Везде, где есть даже самые незначительные следы людей нашей расы, следы, потерянные и высохшие среди пустыни или погребенные навсегда под руинами цивилизации – везде есть зыбкая память о том, что люди – это люди, а сделки – это сделки, что у любого вопроса есть две стороны, даже если это обстоятельство приводит к спорам между людьми. Эти следы дают нам право сопротивляться Новой Культуре хоть ножом, хоть дубиной, хоть сколотым камнем. Для пруссака культура начинается с акта разрушения любой творческой мысли, любого созидательного действия. Он разбивает в своем сознании зеркало, в котором человек может увидеть лицо друга или врага.
III. Аппетит тирании
Германский император упрекнул эту страну [16] в заключении союза с «варварской и полувосточной державой». Мы уже рассматривали, какой смысл мы вкладываем в слово «варварский»: варвар – это тот, кто враждебен цивилизации, а не тот, кто недостаточно развит для нее. Но когда мы переходим от идеи варварства к идее Востока, становится еще любопытнее.

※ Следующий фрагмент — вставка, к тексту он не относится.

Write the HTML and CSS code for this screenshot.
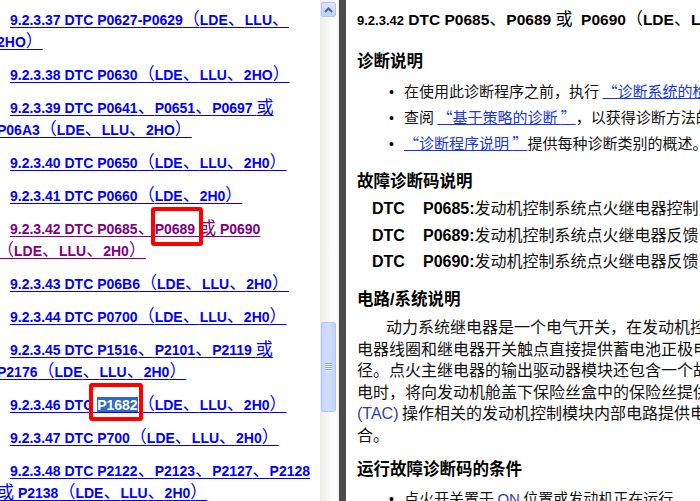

Нет ничего особенно татарского в русских делах, за исключением того факта, что Россия сбросила иго татар. Восточный завоеватель оккупировал и крушил эту страну много лет; но то же самое можно сказать о Греции, или об Испании, или даже об Австрии. Если Россия пострадала от Востока, то она пострадала во время сопротивления Востоку, и мне трудно понять, почему ее чудесное спасение должно было сделать ее происхождение загадкой.
Иона мог быть или не быть в ките на протяжении трех дней, но нахождение в ките не сделало его русалкой. Во всех остальных случаях с европейскими нациями, спасшимися от чудовищного плена, мы признаем чистоту и непрерывность их европейства. Мы считаем, что старая восточная система власти -это рана, а не пятно.
Меднокожие люди, пришедшие из Африки, на столетия подмяли религию и патриотизм испанцев. Однако я никогда не слышал, что Дон Кихот был африканской басней, основанной на «Дядюшке Римусе». Я никогда не слышал, что густой черный цвет на картинах Веласкеса объясняется его негритянским наследием. В случае с испанцами, которые нам близки, мы можем признать воскрешение христианской и культурной нации после веков рабства.